** GOAL OF THE EXERCISE **
Only the lines from the start of the data below through the line that contains "const blue = '#1278b8';" are to be copied, exactly and without pictures.

** PROVIDED DATA **
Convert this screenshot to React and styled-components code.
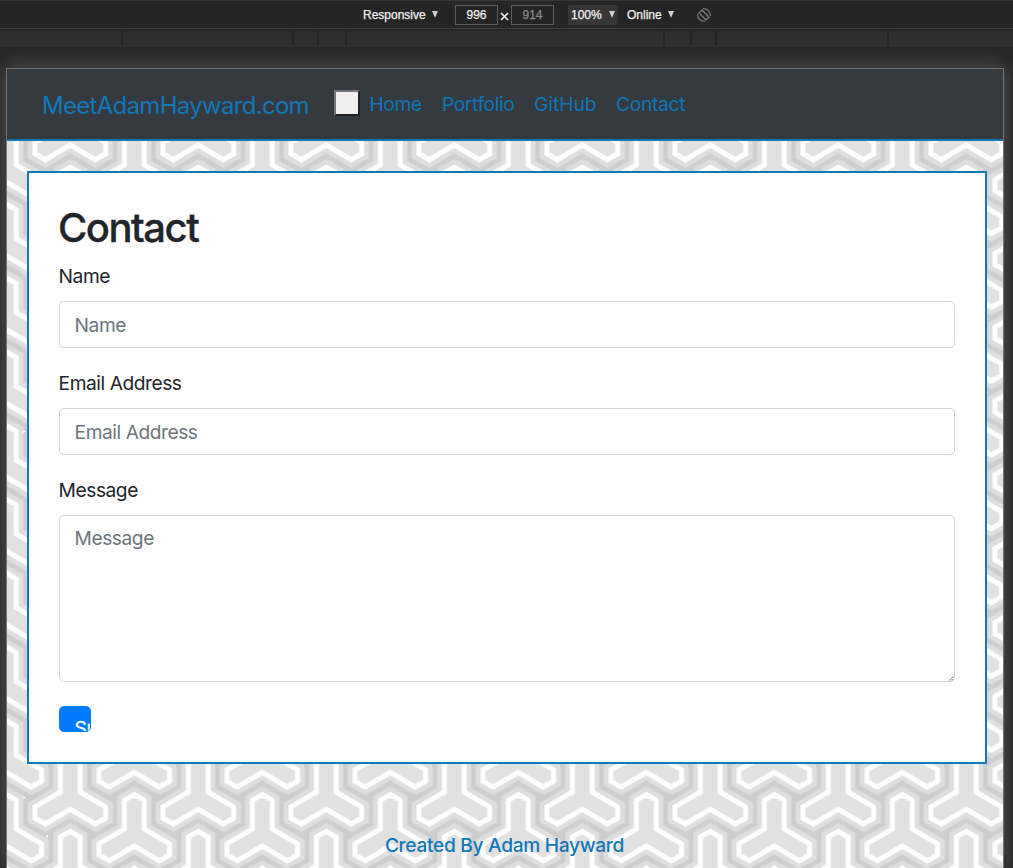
import React from 'react';
import styled, { createGlobalStyle } from 'styled-components';

const blue = '#1278b8';

const GlobalStyle = createGlobalStyle`
  *, *::before, *::after { box-sizing: border-box; }
  body {
    margin: 0;
    background: #282828;
    color: #212529;
    font-family: Inter, "Liberation Sans", sans-serif;
    font-size: 19.2px;
    line-height: 1.5;
    letter-spacing: -0.46px;
    overflow: hidden;
  }
`;

const Window = styled.div`
  height: 868px;
  display: flex;
  flex-direction: column;
  overflow: hidden;
`;

const Toolbar = styled.header`
  flex: none;
  height: 29px;
  border-top: 1px solid #36373d;
  border-bottom: 1px solid #3f3f3f;
  background: #252525;
  display: flex;
  align-items: center;
  padding-left: 363px;
  font-family: "Liberation Sans", sans-serif;
  font-size: 12px;
  line-height: 14px;
  letter-spacing: 0;
  color: #f2f2f2;
  -webkit-text-stroke: 0.25px currentColor;
`;

const Picker = styled.span`
  display: flex;
  align-items: center;
  justify-content: space-between;
  width: ${(p) => p.$width}px;
  height: 20px;
  margin-left: ${(p) => p.$before || 0}px;
  margin-right: ${(p) => p.$gap || 0}px;
  padding: 0 ${(p) => (p.$active ? 3 : 0)}px;
  border-radius: 2px;
  background: ${(p) => (p.$active ? '#363636' : 'transparent')};
`;

const Arrow = styled.i`
  border: solid transparent;
  border-width: 7px 3.5px 0;
  border-top-color: #cfcfcf;
`;

const SizeBox = styled.span`
  width: 43px;
  height: 20px;
  border: 1px solid #5d5d5d;
  text-align: center;
  line-height: 18px;
  color: ${(p) => (p.$dim ? '#8d8d8d' : '#f2f2f2')};
`;

const Times = styled.svg`
  width: 9px;
  height: 9px;
  margin: 4px 2px 0 2px;
`;

const RotateIcon = styled.svg`
  width: 14px;
  height: 14px;
`;

const Ruler = styled.div`
  flex: none;
  height: 17px;
  margin-top: 1px;
  border-top: 1px solid #242424;
  display: flex;
  gap: 2px;
  background: #252525;
  border-bottom: 1px solid #2f2f2f;
`;

const RulerCell = styled.div`
  flex: ${(p) => (p.$width ? 'none' : '1')};
  width: ${(p) => p.$width}px;
  background: #2f2f2f;
`;

const Stage = styled.div`
  flex: 1;
  padding: 21px 9px 0 6px;
  display: flex;
  overflow: hidden;
`;

const Device = styled.div`
  flex: 1;
  position: relative;
  border: 1px solid #737373;
  border-bottom: 0;
  box-shadow: 0 0 20px 0 #555;
  background: #e2e2e2;
`;

const Backdrop = styled.svg`
  position: absolute;
  inset: 0;
  width: 100%;
  height: 100%;
`;

const Page = styled.div`
  position: relative;
  display: flex;
  flex-direction: column;
`;

const Nav = styled.nav`
  height: 72px;
  background: #343a40;
  border-bottom: 2px solid ${blue};
  display: flex;
  align-items: flex-start;
  padding-left: 35px;
`;

const Brand = styled.a`
  width: 292px;
  margin-top: 19px;
  font-size: 24px;
  letter-spacing: -0.7px;
  color: ${blue};
`;

const Toggler = styled.button`
  width: 26px;
  height: 26px;
  margin: 21px 9.5px 0 0;
  padding: 0;
  border: 2px solid;
  border-color: #767676 #212121 #212121 #767676;
  background: #efefef;
`;

const NavLink = styled.a`
  width: ${(p) => p.$width}px;
  margin-top: 21px;
  letter-spacing: ${(p) => p.$tracking ?? -0.3}px;
  color: ${blue};
`;

const Card = styled.main`
  height: 593px;
  margin: 30px 16px 0 20px;
  padding: 31px 30px 0;
  border: 2px solid ${blue};
  background: #fff;
`;

const Title = styled.h1`
  margin: 0 0 10px -1px;
  font-size: 40px;
  font-weight: 500;
  line-height: 48px;
  letter-spacing: -1.5px;
  -webkit-text-stroke: 0.3px currentColor;
`;

const Label = styled.label`
  display: block;
  height: 29px;
  margin-bottom: 10px;
  text-indent: -0.4px;
`;

const Input = styled.input`
  display: block;
  width: 100%;
  height: 47px;
  margin-bottom: 21px;
  padding: 7px 14.6px;
  border: 1px solid #ced4da;
  border-radius: 4.8px;
  font: inherit;
  letter-spacing: inherit;
  &::placeholder { color: #6c757d; }
`;

const MessageField = styled.div`
  position: relative;
  margin-bottom: 24px;
`;

const TextArea = styled(Input)`
  height: 167px;
  margin: 0;
  padding-top: 8px;
  resize: none;
`;

const Grip = styled.svg`
  position: absolute;
  right: 1px;
  bottom: 1px;
  width: 5px;
  height: 5px;
`;

const Submit = styled.button`
  display: block;
  width: 32px;
  height: 26px;
  padding: 7px 14.6px;
  border: 1px solid #007bff;
  border-radius: 4.8px;
  background: #007bff;
  color: #fff;
  font: inherit;
  letter-spacing: inherit;
  -webkit-text-stroke: 0.3px currentColor;
  text-align: left;
  overflow: hidden;
`;

const Footer = styled.footer`
  margin: 67px 1px 0 0;
  text-align: center;
  font-weight: 500;
  letter-spacing: -0.33px;
  color: ${blue};
`;

/* Three-armed figure, centred on x = 0 with its notch at y = 0. */
const figure =
  'M0 -51.6 L9.9 -46 V-17 L35.3 -2.3 V9 L25 14.7 L0 0 L-25 14.7 L-35.3 9 V-2.3 L-9.9 -17 V-46 Z';
const spots = [
  [64, 36.9], [0, 0], [128, 0], [0, 73.8], [128, 73.8], [64, 110.7], [64, -36.9], [0, 147.6], [128, 147.6],
];

function TrefoilBackdrop() {
  return (
    <Backdrop aria-hidden="true">
      <defs>
        <pattern id="trefoil" width="128" height="73.8" patternUnits="userSpaceOnUse" patternTransform="translate(63.3 76)">
          <rect width="128" height="74" fill="#cdcdcd" />
          {spots.map(([x, y]) => (
            <path key={`h${x}-${y}`} d={figure} transform={`translate(${x} ${y})`} fill="#dedede" stroke="#dedede" strokeWidth="14.4" />
          ))}
          {spots.map(([x, y]) => (
            <path key={`f${x}-${y}`} d={figure} transform={`translate(${x} ${y})`} fill="#e1e1e1" stroke="#fff" strokeWidth="5" />
          ))}
        </pattern>
      </defs>
      <rect width="100%" height="100%" fill="url(#trefoil)" />
      <path d="M16 727 l3 1.5 l-3 1.5 Z M38 767 l3 -1 v3 Z M16 361 l3 1.5 l-3 1.5 Z" fill="#fff" />
    </Backdrop>
  );
}

const rulerCells = [121, 169, 23, 26, 316, 25, 23, 170];

export default function App() {
  return (
    <Window>
      <GlobalStyle />
      <Toolbar>
        <Picker $width={75} $gap={17}>Responsive<Arrow /></Picker>
        <SizeBox>996</SizeBox>
        <Times viewBox="0 0 9 9"><path d="M1 1 L8 8 M8 1 L1 8" stroke="#eee" strokeWidth="1.7" /></Times>
        <SizeBox $dim>914</SizeBox>
        <Picker $width={50} $before={14} $gap={9} $active>100%<Arrow /></Picker>
        <Picker $width={47} $gap={23}>Online<Arrow /></Picker>
        <RotateIcon viewBox="0 0 14 14" fill="none" stroke="#858585" strokeWidth="1.1">
          <path d="M5 2 L12 9 L9 12 L2 5 Z" />
          <path d="M6 0.8 A6.3 6.3 0 0 1 13.2 8 M8 13.2 A6.3 6.3 0 0 1 0.8 6" />
        </RotateIcon>
      </Toolbar>
      <Ruler>
        {rulerCells.map((w, i) => <RulerCell key={i} $width={w} />)}
        <RulerCell />
      </Ruler>
      <Stage>
        <Device>
          <TrefoilBackdrop />
          <Page>
            <Nav>
              <Brand>MeetAdamHayward.com</Brand>
              <Toggler aria-label="Toggle navigation" />
              <NavLink $width={72.5} $tracking={-0.4}>Home</NavLink>
              <NavLink $width={92} $tracking={-0.4}>Portfolio</NavLink>
              <NavLink $width={82} $tracking={0}>GitHub</NavLink>
              <NavLink $width={80}>Contact</NavLink>
            </Nav>
            <Card>
              <Title>Contact</Title>
              <Label htmlFor="name">Name</Label>
              <Input id="name" placeholder="Name" />
              <Label htmlFor="email">Email Address</Label>
              <Input id="email" placeholder="Email Address" />
              <Label htmlFor="message">Message</Label>
              <MessageField>
                <TextArea as="textarea" id="message" placeholder="Message" />
                <Grip viewBox="0 0 5 5"><path d="M0.5 4.5 L4.5 0.5 M3 4.5 L4.5 3" stroke="#666" strokeWidth="0.9" /></Grip>
              </MessageField>
              <Submit>Submit</Submit>
            </Card>
            <Footer>Created By Adam Hayward</Footer>
          </Page>
        </Device>
      </Stage>
    </Window>
  );
}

** TASK ANSWER **
Convert this screenshot to React and styled-components code.
import React from 'react';
import styled, { createGlobalStyle } from 'styled-components';

const blue = '#1278b8';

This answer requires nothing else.